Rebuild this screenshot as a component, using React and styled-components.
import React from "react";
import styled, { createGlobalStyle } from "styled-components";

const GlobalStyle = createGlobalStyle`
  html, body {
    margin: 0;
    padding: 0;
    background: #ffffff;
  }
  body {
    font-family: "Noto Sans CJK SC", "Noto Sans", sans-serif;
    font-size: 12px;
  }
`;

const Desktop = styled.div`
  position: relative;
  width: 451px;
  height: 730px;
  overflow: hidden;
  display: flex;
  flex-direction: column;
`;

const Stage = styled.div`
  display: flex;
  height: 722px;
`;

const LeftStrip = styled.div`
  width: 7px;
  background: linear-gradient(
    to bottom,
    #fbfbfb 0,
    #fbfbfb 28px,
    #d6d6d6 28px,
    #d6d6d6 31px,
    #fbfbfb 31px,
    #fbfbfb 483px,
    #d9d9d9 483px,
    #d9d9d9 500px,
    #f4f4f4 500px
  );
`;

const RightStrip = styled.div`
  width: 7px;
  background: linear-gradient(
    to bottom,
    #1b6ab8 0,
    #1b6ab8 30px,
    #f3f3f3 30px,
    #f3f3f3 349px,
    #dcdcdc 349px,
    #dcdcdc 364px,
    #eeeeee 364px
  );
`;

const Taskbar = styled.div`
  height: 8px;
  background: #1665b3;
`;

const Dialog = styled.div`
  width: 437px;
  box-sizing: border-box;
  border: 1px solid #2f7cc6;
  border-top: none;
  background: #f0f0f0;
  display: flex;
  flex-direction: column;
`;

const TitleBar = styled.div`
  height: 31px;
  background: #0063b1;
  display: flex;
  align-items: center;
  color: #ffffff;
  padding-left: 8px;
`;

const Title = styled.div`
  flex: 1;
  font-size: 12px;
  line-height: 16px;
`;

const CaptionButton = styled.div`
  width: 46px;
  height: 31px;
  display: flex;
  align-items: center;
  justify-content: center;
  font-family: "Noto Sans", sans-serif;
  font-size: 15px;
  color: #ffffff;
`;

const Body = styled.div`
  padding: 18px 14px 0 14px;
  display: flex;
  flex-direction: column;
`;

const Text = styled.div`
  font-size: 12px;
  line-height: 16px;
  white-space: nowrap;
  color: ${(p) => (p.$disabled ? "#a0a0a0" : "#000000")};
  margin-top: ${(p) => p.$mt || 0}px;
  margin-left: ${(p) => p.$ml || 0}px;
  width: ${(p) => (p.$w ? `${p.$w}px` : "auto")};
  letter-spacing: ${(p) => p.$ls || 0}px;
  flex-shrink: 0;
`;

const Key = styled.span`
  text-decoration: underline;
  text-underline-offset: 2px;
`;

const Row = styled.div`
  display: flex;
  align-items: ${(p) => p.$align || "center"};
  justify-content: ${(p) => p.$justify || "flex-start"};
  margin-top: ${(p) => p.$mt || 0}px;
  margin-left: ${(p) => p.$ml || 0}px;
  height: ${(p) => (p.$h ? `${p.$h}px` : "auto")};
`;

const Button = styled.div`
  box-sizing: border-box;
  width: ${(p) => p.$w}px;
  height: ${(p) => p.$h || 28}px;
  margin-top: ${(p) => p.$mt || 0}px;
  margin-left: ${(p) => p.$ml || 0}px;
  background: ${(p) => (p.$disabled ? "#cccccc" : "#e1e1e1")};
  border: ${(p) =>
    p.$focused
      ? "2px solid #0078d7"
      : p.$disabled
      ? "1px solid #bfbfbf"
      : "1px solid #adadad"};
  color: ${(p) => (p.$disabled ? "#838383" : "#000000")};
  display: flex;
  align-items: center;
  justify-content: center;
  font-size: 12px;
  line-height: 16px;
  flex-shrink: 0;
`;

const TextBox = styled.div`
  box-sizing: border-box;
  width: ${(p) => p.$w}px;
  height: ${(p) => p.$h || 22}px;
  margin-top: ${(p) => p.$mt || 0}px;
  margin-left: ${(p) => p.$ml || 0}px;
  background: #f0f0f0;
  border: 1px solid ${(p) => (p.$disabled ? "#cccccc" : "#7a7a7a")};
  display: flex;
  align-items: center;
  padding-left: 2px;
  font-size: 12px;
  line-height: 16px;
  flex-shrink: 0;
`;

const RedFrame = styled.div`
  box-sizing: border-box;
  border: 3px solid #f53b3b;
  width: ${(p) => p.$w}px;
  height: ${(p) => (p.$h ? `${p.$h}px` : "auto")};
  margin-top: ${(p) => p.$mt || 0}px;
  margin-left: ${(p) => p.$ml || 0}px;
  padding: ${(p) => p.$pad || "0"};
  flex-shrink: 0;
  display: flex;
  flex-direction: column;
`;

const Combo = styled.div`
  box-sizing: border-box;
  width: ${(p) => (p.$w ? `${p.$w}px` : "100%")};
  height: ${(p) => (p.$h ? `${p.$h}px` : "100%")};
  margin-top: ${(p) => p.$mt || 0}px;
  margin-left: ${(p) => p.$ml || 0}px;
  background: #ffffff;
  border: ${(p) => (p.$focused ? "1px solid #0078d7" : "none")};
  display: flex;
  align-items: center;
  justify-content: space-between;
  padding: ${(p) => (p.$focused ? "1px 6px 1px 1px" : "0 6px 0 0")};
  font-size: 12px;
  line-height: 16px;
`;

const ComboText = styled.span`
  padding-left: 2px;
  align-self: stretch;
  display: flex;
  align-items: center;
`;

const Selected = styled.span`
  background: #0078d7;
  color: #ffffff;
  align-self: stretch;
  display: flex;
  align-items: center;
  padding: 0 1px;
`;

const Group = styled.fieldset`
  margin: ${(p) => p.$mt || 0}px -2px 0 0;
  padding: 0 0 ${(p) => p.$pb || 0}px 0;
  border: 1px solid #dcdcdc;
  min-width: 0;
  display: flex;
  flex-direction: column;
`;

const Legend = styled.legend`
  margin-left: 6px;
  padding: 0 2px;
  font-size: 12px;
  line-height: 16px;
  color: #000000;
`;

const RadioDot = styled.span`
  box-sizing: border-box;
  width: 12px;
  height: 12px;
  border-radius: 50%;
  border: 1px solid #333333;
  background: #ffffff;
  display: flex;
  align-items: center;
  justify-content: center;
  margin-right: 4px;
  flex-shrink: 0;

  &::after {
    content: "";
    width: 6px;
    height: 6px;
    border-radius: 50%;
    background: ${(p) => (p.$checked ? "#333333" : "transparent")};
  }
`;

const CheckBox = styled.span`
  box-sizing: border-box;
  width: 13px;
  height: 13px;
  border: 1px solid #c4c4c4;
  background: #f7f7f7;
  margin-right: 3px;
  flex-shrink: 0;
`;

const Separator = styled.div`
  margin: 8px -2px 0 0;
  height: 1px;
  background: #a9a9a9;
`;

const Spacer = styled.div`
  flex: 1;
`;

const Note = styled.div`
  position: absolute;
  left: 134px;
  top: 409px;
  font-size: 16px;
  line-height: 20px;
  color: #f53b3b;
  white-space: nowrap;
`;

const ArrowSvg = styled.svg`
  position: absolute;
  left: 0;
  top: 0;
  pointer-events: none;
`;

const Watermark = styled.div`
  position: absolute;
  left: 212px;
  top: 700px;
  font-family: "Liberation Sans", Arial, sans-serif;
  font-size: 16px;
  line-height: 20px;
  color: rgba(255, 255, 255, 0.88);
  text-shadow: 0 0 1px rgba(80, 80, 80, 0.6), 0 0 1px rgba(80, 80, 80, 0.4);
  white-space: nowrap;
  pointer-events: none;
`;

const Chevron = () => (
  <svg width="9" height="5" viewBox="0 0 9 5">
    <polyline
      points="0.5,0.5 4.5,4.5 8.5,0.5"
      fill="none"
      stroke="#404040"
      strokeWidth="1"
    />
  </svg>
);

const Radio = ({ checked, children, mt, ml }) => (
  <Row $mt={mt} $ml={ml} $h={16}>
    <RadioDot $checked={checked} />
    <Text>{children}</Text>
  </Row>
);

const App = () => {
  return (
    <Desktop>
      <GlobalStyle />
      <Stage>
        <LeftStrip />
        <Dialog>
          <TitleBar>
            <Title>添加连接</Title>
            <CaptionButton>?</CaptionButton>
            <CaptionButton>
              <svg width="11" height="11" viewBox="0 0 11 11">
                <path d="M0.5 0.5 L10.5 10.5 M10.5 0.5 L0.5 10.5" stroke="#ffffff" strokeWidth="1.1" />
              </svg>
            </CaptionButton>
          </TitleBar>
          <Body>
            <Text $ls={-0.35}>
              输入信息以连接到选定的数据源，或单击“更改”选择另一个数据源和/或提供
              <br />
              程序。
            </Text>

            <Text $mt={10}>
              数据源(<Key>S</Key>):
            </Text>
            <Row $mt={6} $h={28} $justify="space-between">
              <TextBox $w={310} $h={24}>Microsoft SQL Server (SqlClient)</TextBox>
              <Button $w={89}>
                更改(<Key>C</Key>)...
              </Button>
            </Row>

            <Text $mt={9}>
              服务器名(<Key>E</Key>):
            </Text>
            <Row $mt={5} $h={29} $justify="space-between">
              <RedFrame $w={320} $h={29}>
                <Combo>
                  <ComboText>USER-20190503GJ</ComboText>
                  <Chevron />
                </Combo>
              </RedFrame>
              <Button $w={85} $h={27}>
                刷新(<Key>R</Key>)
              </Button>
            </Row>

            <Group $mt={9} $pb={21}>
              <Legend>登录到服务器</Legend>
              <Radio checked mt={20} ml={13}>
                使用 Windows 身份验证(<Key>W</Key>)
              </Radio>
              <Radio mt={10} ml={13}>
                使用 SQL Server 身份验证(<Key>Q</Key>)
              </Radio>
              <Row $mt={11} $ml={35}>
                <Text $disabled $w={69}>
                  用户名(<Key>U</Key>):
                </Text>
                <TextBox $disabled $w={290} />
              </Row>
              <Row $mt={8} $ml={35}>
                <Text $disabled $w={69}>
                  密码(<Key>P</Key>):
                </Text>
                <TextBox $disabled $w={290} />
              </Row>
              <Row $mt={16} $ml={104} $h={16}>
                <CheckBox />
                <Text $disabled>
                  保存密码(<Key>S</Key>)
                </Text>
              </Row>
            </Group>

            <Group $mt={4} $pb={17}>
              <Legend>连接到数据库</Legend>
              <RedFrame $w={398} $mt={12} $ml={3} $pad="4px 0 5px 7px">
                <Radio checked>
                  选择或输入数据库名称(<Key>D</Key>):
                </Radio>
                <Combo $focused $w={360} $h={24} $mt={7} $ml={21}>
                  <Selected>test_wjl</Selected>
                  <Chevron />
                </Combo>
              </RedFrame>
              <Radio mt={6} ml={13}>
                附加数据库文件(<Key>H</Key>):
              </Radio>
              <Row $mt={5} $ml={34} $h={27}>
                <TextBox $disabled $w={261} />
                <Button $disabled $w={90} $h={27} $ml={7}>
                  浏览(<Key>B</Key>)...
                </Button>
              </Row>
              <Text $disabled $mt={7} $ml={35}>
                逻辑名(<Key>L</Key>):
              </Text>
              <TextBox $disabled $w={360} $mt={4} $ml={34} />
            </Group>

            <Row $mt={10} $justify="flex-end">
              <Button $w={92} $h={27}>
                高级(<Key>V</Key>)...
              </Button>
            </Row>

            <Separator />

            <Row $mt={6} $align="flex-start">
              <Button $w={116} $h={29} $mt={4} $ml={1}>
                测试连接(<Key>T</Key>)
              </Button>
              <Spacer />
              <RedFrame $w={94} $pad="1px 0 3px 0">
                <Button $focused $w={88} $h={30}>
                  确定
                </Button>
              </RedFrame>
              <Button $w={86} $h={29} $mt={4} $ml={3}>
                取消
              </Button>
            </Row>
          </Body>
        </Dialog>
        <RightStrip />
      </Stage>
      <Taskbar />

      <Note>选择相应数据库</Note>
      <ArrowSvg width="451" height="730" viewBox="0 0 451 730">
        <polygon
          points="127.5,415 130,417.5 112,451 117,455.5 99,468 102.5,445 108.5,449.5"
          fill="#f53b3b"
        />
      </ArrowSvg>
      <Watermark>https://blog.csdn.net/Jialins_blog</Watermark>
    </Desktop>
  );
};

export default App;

==============================

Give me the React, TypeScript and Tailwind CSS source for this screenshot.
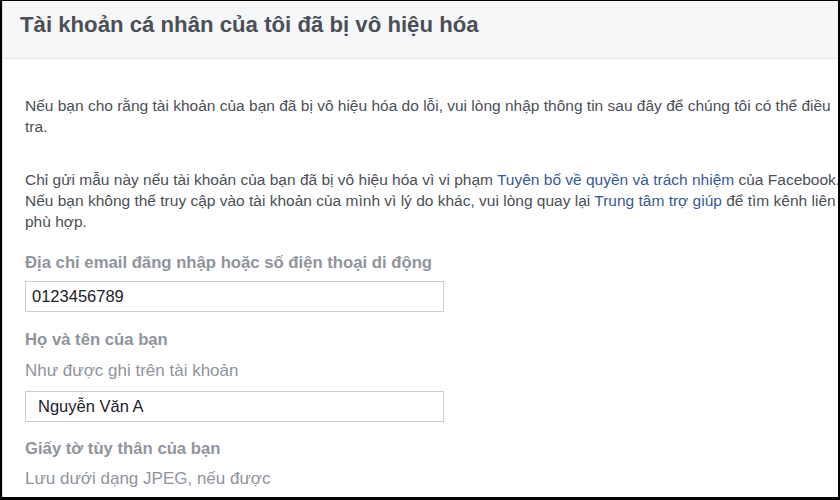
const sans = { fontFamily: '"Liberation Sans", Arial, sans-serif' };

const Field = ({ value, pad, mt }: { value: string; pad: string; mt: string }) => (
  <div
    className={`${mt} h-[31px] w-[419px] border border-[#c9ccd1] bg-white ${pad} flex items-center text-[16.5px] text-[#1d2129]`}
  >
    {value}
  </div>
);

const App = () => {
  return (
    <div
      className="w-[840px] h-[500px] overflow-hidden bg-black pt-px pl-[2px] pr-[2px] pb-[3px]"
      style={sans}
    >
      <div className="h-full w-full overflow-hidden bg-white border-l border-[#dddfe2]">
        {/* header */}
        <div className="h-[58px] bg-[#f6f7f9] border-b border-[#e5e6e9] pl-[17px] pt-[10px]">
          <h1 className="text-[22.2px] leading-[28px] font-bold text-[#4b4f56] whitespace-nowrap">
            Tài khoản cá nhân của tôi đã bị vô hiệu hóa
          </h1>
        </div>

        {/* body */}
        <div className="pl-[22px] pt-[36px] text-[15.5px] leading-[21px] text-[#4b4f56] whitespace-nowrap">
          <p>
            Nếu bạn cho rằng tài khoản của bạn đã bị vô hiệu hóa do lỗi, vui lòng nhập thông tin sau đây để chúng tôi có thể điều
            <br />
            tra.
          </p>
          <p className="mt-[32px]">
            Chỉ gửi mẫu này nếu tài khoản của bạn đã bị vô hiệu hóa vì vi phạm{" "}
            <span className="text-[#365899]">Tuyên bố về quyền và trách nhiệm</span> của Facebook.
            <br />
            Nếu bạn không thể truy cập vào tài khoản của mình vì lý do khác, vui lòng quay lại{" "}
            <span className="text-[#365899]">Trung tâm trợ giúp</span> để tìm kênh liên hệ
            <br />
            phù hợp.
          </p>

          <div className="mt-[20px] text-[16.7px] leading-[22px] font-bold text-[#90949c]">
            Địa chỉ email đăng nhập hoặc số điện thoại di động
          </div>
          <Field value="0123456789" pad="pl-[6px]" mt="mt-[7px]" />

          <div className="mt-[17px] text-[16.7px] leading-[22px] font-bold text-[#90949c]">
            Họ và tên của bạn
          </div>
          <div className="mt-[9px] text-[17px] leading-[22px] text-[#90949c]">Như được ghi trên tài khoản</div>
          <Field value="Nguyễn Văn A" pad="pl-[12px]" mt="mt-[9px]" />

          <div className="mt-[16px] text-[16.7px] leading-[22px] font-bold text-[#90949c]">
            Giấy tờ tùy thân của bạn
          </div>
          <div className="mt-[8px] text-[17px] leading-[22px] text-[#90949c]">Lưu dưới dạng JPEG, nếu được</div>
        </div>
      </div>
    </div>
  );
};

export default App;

==============================

Written instruction: Which lines in the listing above hold the word "screenshot"? Show each of them.

Result:
Rebuild this screenshot as a component, using React and styled-components.
Give me the React, TypeScript and Tailwind CSS source for this screenshot.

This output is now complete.